← back

Tadpole the Language for Scraping 0.2.0 – Complex Control Flow, Stealth and More

zachperkitny | 2026-02-16 18:35 UTC | source
6 points | 2 comments | original link
Hello,

I posted a few weeks ago about my custom scraping language. It definitely got some traction, which was very exciting to see.

Github Repo: https://github.com/tadpolehq/tadpole Docs: https://tadpolehq.com/

The past 2 weeks, I've been focusing my efforts in introducing specific stealth actions, more complicated control flow actions and a lot of various evaluators for cleaning data.
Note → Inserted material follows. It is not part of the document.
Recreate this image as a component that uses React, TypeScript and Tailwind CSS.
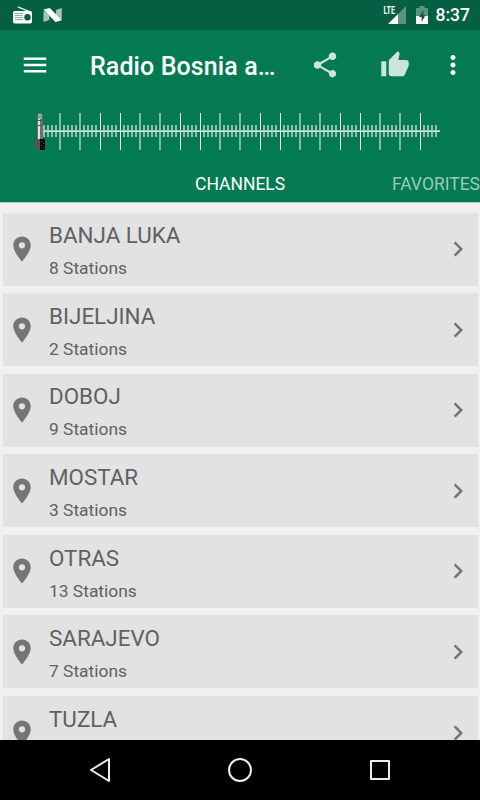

Here is an example for scraping from `books.toscrape.com`

  main {
    new_page {
      goto "https://books.toscrape.com/"
      loop {
        do {
          $$ article.product_pod {
            extract "books[]" {
              title { $ "h3 a"; attr title }
              rating {
                $ ".star-rating";
                attr "class";
                extract "star-rating (One|Two|Three|Four|Five)" caseInsensitive=#true;
                func "(v) => ({'one': 1, 'two': 2, 'three': 3, 'four': 4, 'five': 5}[v.toLowerCase()] || null)"
              }
              price { $ "p.price_color"; text; as_float }
              in_stock { $ "p.availability"; text; matches "In stock" caseInsensitive=#true }
            }
          }
        }
        while { $ "li.next" }
        next {
          $ "li.next a" { click }
          wait_until
        }
      }
    }
  }
I've introduced actions like `apply_identity` to override User Agent Headers and User Agent Metadata. Here is an example module to selectively create different identities:

  module stealth {
    // Apple M2 Pro
    action apply_apple_m2 {
      apply_identity mac
      set_webgl_vendor "Apple Inc." "Apple M2"
      set_device_memory 16
      set_hardware_concurrency 8
      set_viewport 1440 900 deviceScaleFactor=2
    }

    // Windows Desktop
    action apply_windows_16_8 {
      apply_identity windows
      set_webgl_vendor "Google Inc. (Intel)" "ANGLE (Intel, Intel(R) UHD Graphics 620 Direct3D11 vs_5_0 ps_5_0)"
      set_device_memory 16
      set_hardware_concurrency 8
      set_viewport 1920 1080
    }

    // Windows Budget Laptop
    action apply_windows_8_4 {
      apply_identity windows
      set_webgl_vendor "Google Inc. (Intel)" "ANGLE (Intel, Intel(R) UHD Graphics 620 Direct3D11 vs_5_0 ps_5_0)"
      set_device_memory 8
      set_hardware_concurrency 4
      set_viewport 1366 768
    }
  }

The full release changelog is available here: https://github.com/tadpolehq/tadpole/releases/

My goals for the next 0.3.0 release is to heavily focus on Plugins, Distributed Execution through Message Queues, Redis Support for Crawling, Static Parsing as opposed to exclusively over CDP/Chrome.

I will keep trying to keep my release cadence at every 2 weeks!

Comments

rithdmc | 2026-02-17 09:53 UTC
This seems neat. My previous experience has been with scrapy, but if you're using books.toscrape, then you probably already know of it.

I'll keep this in mind as an alternative next time I'm scraping something.

zachperkitny | 2026-02-17 16:20 UTC
Thanks! I've uesd Scrapy before, I like it a lot. This is built around CDP and uses an actual browser so it supports client side rendered content as well. I am adding a feature specifically for static HTML parsing for performance reasons in my next release. It's useful to have both.